*PROBLEM TO WORK ON*
Extract only the first line of the listing and every line after it up to and including the one with "import React from". Omit the pictures.

━━━

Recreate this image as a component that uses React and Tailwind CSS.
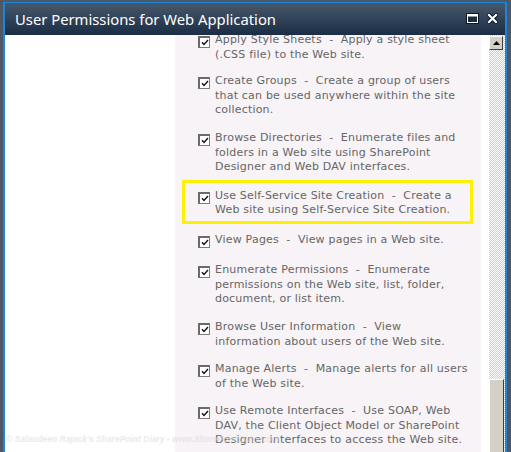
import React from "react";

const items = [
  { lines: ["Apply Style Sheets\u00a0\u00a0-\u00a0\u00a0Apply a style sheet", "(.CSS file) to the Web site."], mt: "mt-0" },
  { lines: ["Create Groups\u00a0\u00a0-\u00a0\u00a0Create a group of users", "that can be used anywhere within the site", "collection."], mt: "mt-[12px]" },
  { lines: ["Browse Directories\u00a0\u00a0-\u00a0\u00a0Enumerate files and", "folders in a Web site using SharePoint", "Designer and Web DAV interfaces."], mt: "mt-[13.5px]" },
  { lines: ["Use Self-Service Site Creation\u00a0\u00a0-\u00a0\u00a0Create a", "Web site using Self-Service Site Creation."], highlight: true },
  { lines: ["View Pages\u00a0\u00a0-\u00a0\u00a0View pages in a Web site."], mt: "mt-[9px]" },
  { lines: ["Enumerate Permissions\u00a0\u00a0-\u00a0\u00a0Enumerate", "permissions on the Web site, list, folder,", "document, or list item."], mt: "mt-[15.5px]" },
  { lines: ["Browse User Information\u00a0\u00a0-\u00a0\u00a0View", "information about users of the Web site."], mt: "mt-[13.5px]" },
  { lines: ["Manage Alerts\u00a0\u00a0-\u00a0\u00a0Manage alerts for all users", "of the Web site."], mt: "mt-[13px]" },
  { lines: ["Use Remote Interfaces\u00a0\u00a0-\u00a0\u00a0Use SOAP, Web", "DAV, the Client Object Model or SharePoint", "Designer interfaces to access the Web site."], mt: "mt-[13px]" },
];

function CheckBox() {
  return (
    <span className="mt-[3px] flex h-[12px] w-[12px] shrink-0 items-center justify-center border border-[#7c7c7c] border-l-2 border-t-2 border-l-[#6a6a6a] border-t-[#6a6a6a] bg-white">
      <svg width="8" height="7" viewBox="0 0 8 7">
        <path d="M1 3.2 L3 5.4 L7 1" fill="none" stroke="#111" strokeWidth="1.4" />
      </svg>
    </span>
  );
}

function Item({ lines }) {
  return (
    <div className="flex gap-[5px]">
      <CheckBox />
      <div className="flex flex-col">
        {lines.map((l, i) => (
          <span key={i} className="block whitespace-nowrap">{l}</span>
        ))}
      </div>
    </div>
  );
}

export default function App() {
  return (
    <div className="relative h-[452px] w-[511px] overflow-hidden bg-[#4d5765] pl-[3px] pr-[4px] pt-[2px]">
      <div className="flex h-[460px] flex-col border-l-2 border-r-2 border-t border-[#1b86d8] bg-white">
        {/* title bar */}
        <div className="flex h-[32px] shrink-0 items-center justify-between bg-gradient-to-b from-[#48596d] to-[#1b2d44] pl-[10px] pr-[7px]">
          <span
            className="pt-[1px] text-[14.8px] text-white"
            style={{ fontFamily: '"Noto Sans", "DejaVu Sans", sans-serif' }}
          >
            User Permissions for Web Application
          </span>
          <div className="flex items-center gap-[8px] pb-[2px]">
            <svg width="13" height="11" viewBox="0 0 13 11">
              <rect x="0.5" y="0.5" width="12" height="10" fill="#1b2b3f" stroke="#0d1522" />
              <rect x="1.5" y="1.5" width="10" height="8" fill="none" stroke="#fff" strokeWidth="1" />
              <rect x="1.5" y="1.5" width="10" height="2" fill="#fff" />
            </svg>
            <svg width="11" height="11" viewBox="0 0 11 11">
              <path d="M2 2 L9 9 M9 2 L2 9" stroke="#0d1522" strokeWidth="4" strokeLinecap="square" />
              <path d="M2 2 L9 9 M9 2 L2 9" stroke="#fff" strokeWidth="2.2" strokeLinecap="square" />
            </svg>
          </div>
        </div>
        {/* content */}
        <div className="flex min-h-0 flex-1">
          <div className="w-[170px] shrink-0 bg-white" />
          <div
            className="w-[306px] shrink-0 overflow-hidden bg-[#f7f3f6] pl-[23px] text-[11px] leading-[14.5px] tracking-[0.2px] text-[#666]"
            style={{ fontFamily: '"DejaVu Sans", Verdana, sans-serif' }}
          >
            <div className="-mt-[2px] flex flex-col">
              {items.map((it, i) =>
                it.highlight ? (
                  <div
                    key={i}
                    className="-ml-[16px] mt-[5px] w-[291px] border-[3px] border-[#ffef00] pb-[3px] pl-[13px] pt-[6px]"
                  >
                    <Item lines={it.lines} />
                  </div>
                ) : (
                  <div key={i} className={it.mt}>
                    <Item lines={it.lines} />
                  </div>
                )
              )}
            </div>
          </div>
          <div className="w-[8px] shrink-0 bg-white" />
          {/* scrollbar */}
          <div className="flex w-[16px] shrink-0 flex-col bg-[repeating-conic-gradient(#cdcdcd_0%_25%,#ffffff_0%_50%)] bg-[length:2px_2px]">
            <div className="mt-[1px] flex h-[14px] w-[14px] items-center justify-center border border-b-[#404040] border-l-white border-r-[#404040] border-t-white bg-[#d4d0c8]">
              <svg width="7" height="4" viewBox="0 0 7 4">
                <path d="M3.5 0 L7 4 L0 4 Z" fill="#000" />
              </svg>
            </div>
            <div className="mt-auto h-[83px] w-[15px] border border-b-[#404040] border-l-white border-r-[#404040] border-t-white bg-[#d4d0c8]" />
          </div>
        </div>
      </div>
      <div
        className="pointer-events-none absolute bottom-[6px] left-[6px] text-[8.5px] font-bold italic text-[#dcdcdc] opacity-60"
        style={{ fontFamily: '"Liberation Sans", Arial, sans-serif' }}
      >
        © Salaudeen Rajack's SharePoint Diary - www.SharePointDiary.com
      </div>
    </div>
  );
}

━━━

*RESPONSE*
Recreate this image as a component that uses React and Tailwind CSS.
import React from "react";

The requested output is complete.